I like to think of myself as a creative person with a head buzzing full of imagination, ideas and flashing light bulbs. One of my favourite pasttimes is photography; having arrived in France on my year abroad all alone, it became a fantastic way to explore new places and even better that I didn't need to depend on anyone else to come with me. To say my camera has been put to good use is quite the understatement, and apart from the sheer size of it, I wouldn't change it for the world. As we continue to live in this tech-savvy digital age, I've started to question whether photography is an art and this is where my debate starts.
Yes, you can achieve almost any photograph with the vast array of settings that digital cameras have to offer and yes, they generally tend to be of a higher quality.
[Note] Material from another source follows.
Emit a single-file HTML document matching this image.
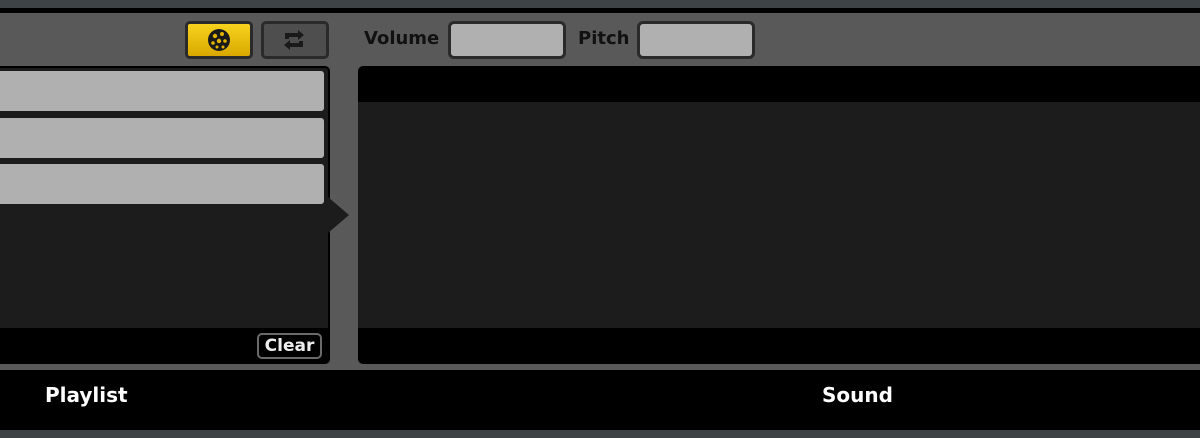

But, what happens to the photographs after they are taken? In my experience, they are either stored on the computer and the minority are printed, uploaded onto social media websites for my friends to see or added to photography websites to receive some feedback or they are instantly deleted and never seen again. Ask yourself, when was the last time you had a batch of photos printed or made a scrapbook by hand?
Sometimes I think life would be much easier with a film camera. Call me old-fashioned but there really is an art to using this type of camera. Whereas digital cameras can hold thousands of pictures, films can only hold around 30, so you really do have to be selective and think carefully about the composition before snapping. With apps such as Instagram, all you have to do is add a filter and you're a photographer - what would be a dull picture of a coffee mug, suddenly becomes trendy. I'd be the first to put my hands up and say I have an Instagram account, but I just think that these apps take away the art of photography and individuality.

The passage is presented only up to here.